**EXERCISE BRIEF**
Count how many lines below include the string "index", and give that number without anything else.

**PROVIDED ENTRIES**
+ + + +
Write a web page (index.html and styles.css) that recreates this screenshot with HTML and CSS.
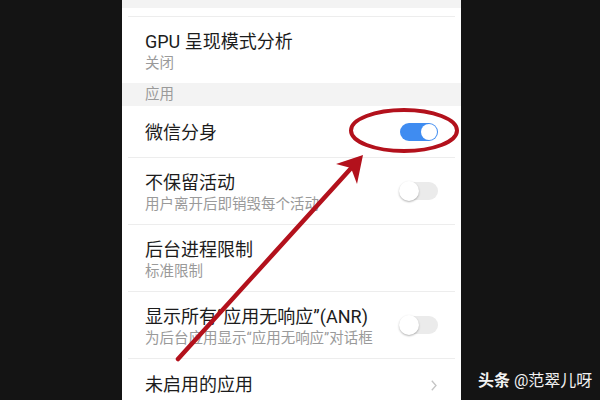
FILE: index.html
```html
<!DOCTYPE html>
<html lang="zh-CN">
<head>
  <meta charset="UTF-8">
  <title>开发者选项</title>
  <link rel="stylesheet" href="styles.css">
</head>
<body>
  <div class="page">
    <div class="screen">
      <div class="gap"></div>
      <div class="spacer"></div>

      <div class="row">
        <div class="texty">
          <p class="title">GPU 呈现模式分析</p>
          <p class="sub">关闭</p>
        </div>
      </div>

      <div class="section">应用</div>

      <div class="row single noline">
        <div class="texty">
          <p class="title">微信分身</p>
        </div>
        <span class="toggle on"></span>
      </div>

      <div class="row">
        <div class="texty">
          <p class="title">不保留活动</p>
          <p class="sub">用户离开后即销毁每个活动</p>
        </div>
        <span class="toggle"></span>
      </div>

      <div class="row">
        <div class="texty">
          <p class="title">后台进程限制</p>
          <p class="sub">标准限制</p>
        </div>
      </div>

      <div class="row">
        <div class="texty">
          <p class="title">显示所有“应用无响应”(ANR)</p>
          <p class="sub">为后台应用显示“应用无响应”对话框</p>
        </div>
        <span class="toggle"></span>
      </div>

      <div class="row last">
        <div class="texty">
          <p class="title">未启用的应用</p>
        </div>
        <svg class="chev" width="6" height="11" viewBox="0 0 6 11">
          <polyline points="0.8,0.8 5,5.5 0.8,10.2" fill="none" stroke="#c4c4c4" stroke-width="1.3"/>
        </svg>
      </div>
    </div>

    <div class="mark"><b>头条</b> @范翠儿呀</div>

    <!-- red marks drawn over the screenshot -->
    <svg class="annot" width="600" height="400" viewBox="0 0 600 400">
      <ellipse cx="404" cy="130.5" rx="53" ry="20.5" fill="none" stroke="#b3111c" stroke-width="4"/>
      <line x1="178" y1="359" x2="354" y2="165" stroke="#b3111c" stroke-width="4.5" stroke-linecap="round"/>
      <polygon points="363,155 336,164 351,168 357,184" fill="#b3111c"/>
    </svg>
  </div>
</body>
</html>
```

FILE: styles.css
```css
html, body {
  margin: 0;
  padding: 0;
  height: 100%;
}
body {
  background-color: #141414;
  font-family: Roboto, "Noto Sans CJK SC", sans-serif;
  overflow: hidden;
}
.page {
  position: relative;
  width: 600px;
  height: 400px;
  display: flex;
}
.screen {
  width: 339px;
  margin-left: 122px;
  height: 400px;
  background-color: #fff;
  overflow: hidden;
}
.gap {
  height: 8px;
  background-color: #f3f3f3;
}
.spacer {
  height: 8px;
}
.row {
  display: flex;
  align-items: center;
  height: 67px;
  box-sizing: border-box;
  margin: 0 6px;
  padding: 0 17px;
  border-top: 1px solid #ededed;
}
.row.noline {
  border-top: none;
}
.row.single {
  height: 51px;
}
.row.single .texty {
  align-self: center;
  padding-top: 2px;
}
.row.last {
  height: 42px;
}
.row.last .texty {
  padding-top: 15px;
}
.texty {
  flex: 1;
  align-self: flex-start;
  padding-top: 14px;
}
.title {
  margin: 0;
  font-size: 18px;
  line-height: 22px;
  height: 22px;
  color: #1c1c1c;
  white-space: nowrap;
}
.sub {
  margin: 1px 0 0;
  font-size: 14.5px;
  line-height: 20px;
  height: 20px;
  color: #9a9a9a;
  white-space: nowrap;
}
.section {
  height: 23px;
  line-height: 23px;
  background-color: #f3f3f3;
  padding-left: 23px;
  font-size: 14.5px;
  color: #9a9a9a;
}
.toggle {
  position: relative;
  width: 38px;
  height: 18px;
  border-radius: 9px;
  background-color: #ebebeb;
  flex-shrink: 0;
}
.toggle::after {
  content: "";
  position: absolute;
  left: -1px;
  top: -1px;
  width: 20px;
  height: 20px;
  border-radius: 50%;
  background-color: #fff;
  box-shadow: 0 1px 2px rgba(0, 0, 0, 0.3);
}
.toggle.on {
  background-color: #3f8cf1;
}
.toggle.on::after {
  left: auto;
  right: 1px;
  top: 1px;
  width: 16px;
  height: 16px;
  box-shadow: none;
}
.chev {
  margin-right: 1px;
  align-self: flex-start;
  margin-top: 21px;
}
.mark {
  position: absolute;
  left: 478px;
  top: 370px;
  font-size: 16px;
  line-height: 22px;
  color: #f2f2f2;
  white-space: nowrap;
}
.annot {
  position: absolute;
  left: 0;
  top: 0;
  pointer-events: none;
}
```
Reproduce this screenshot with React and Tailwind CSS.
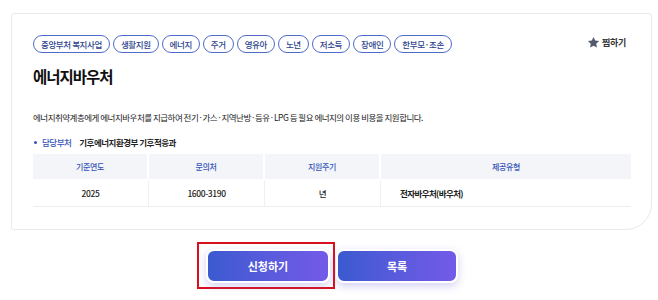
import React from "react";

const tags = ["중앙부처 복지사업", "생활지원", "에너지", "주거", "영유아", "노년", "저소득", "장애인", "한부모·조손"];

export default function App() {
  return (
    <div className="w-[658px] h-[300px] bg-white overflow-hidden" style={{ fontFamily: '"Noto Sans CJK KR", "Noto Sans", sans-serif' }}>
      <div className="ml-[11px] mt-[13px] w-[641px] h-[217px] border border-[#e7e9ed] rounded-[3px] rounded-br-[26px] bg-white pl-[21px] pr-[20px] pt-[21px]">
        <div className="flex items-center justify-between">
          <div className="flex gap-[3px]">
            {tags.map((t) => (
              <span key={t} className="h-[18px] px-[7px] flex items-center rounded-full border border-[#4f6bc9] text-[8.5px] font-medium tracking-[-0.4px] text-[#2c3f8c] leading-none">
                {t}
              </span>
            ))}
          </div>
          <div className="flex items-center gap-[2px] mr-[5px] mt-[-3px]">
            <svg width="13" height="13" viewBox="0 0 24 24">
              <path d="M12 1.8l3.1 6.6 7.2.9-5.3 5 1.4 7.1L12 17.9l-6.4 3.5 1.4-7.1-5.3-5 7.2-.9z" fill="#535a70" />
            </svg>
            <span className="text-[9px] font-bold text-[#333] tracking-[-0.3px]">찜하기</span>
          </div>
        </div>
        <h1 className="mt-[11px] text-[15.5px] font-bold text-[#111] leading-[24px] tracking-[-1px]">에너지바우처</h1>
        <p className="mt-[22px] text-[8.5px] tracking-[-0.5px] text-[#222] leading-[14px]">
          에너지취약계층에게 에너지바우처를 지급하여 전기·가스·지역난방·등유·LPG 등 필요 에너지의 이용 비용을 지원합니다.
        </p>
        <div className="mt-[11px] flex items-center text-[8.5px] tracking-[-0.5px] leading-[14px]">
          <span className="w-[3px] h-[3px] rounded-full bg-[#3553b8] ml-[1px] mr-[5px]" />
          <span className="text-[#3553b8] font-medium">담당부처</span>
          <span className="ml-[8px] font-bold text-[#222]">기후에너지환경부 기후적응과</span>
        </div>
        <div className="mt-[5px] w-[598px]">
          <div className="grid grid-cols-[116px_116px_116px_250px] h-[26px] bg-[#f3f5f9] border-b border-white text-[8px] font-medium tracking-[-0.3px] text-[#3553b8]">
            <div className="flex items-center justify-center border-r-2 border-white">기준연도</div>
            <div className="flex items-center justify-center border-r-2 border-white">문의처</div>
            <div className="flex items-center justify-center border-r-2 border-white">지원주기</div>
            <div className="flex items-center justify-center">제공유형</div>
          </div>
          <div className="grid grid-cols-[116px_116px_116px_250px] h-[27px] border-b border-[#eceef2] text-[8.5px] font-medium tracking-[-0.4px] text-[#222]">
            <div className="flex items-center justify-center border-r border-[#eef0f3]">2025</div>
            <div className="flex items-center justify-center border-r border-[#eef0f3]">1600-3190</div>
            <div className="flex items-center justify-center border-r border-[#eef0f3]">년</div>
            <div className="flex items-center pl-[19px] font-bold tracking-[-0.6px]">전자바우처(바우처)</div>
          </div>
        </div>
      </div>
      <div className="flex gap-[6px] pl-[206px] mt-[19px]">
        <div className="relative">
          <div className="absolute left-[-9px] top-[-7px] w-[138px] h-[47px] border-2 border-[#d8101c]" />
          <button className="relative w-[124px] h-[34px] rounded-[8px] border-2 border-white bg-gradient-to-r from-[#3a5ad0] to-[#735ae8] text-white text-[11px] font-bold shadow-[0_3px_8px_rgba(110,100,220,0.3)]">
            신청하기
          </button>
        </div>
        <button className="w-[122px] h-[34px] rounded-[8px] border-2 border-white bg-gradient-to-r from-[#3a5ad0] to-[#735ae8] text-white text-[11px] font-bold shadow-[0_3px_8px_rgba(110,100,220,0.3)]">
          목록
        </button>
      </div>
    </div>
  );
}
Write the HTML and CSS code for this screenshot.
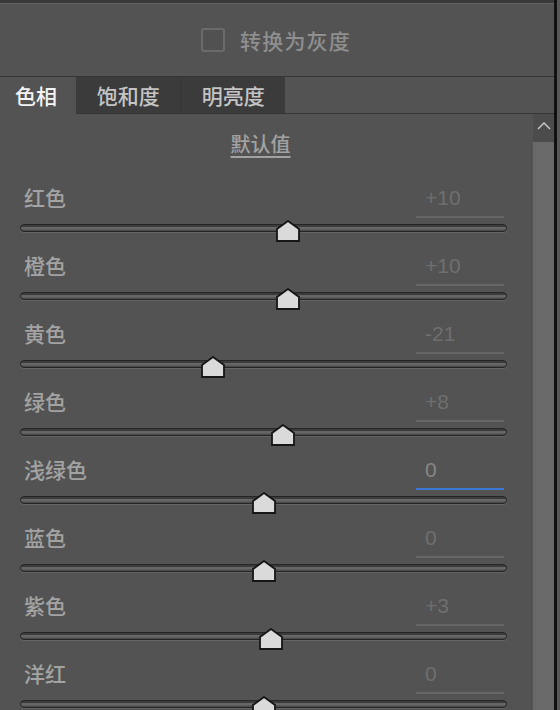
+ + + +
**OUTPUT FOR THIS TASK**
2